NIP-11: Relay Information Document
Relays need a front door
A Nostr relay is more than a WebSocket endpoint. It has policies, limits, software, operators, payment rules, admission rules, supported NIPs and sometimes legal or community context. NIP-11 gives relays a small public information document so clients and users can see that context before treating the relay as a neutral pipe.
The standard uses the same relay URI but asks for it over HTTP with an Accept: application/nostr+json header. If the relay supports the document, it returns JSON describing itself. That is a simple design choice with large practical value: the relay's metadata lives at the front door, not on a separate website a client may never find.
For users, NIP-11 is the difference between wss://some-host and a relay with a name, contact, software identity, limitations and price signals. For developers, it is where relay diversity becomes machine-readable.

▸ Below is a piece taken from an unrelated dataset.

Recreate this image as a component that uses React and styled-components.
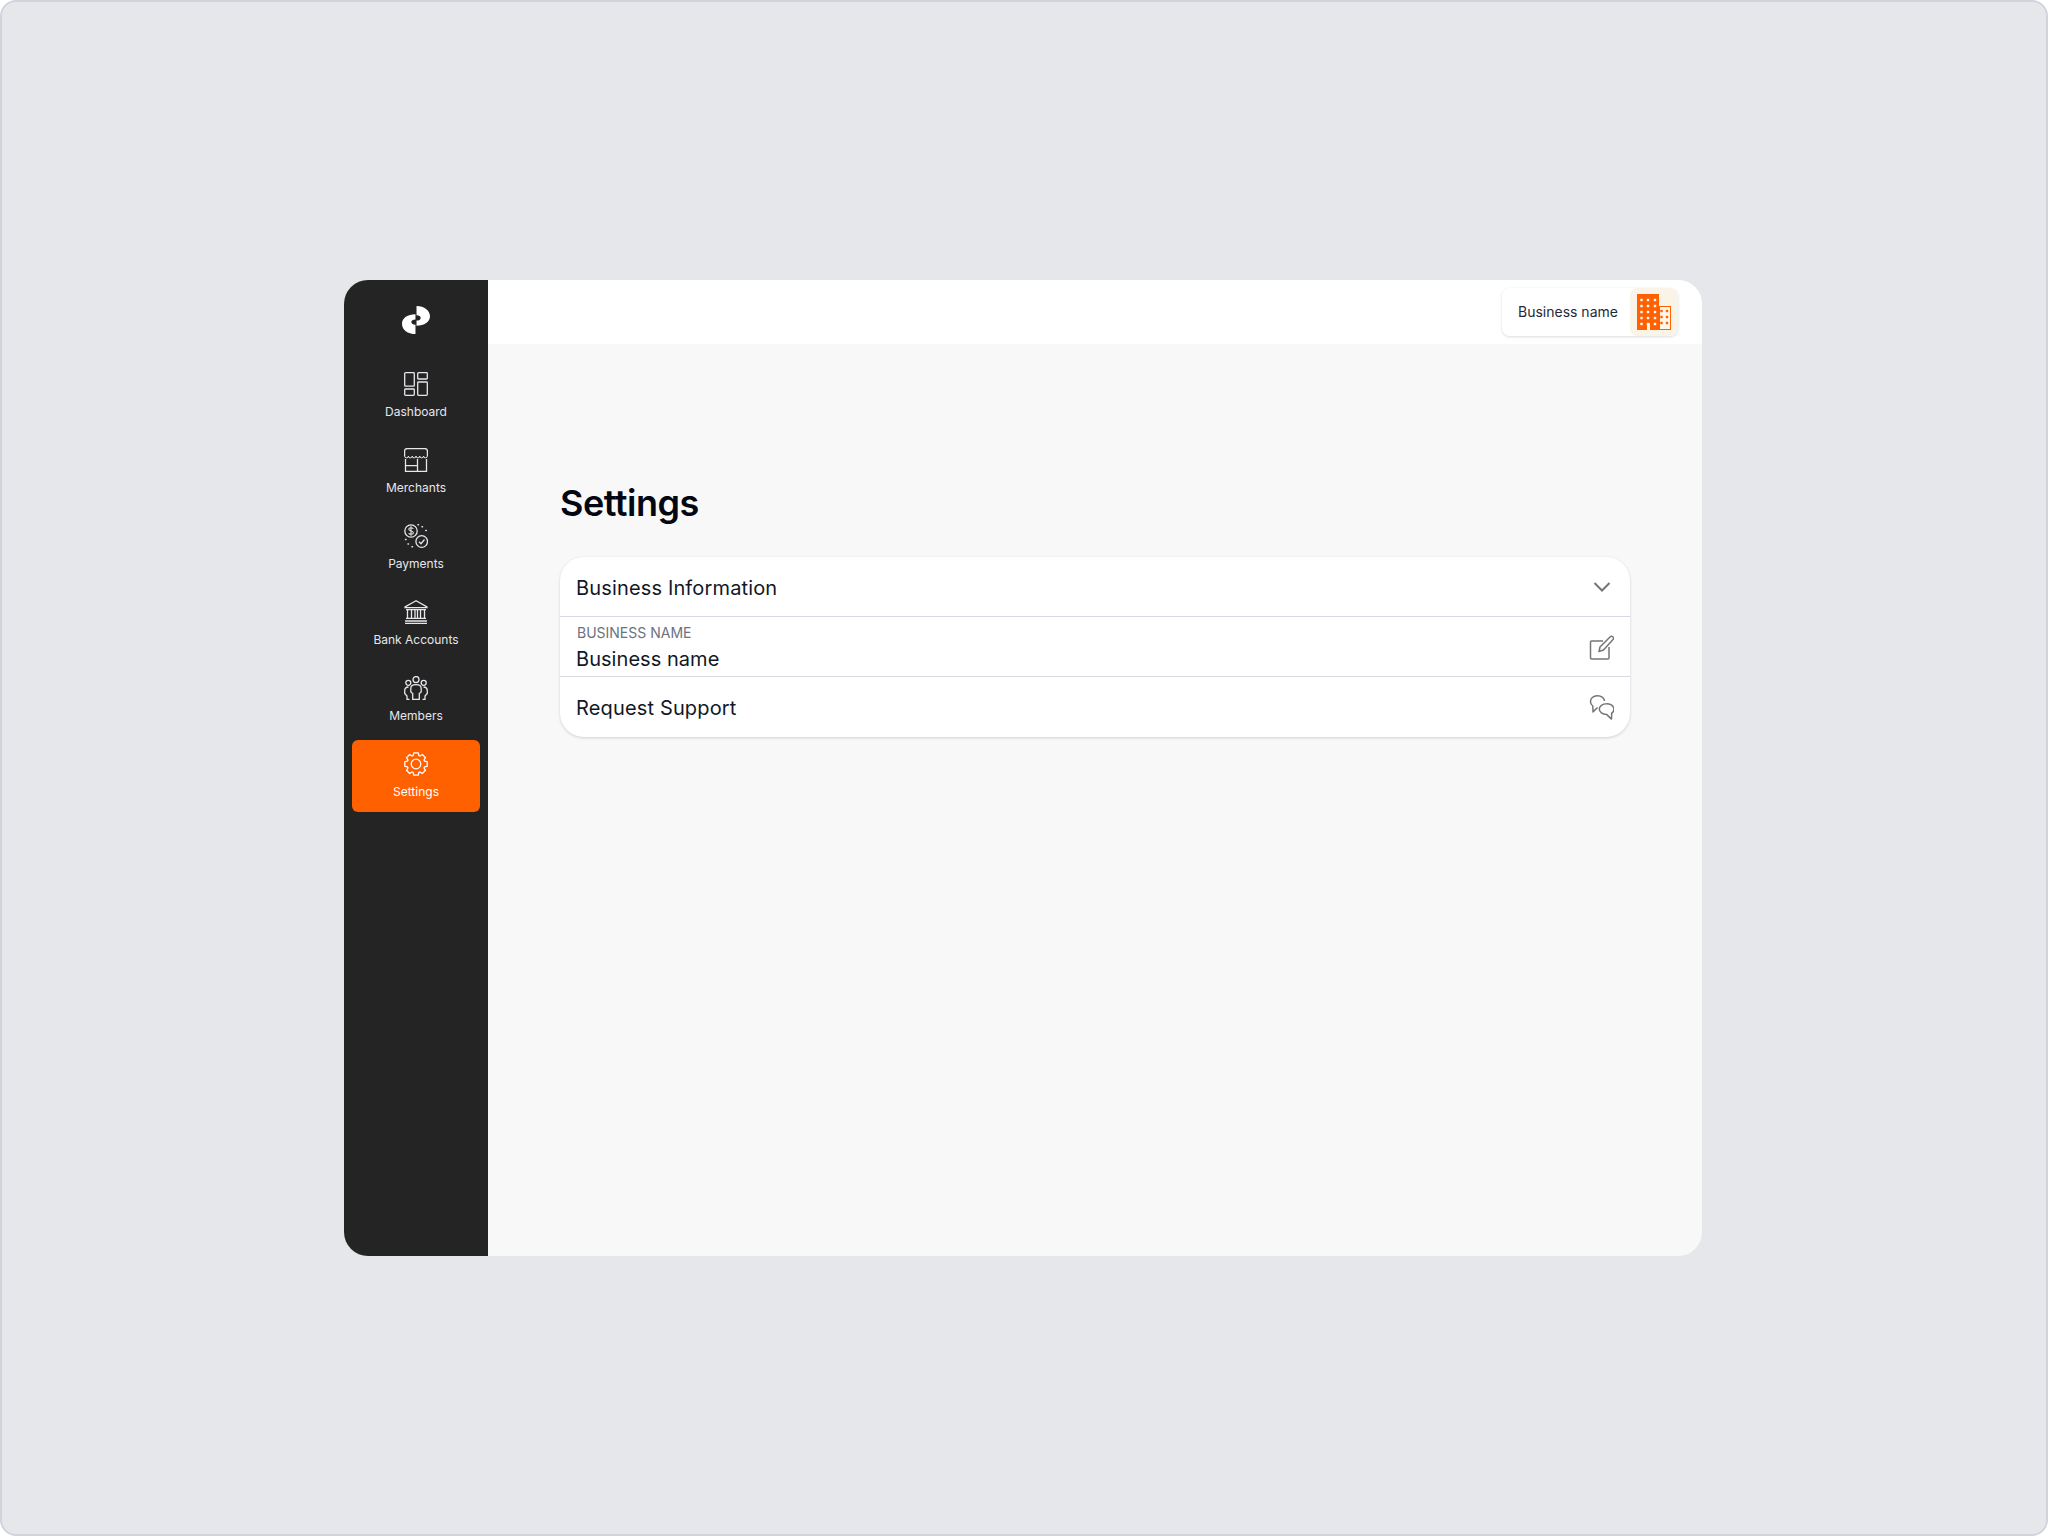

Capabilities, limits, contacts and money
The basic document can include name, description, banner, icon, administrative pubkey, contact, supported_nips, software, version and terms links. The fields give clients enough information to display the relay and, more importantly, to adjust behavior.
The limitation object makes the page operational. It can advertise message length, subscription count, maximum limits, tag count, content length, proof-of-work requirement, authentication requirement, payment requirement, restricted writes, created-at bounds and default query limits. A client that ignores those fields may look broken when the relay is simply enforcing policy.
The fees object adds the pay-to-relay story: admission, subscription and publication fees. That does not make a relay good or bad. It makes the relationship visible. A paid relay, a public relay, a restricted community relay and a specialized archival relay can all use NIP-11 to describe themselves.
Relay metadata grew with relay politics
NIP-11 entered the visible repo in May 2022. The later file history reads like relay operations becoming more serious. Alltheseas added banner and icon fields in 2024, then privacy and terms fields in 2025. K. adjusted limit fields in 2025, Alex Gleason fixed default-limit semantics, and hodlbod added the self field. In 2026, fiatjaf removed bloat while Awiteb refined terms text.
The pattern is clear: as relays became products, communities and infrastructure businesses, their metadata needed to describe more than supported NIPs. A relay operator may need to state how much data it accepts, whether auth is required, whether payment is required and how a user can contact the operator.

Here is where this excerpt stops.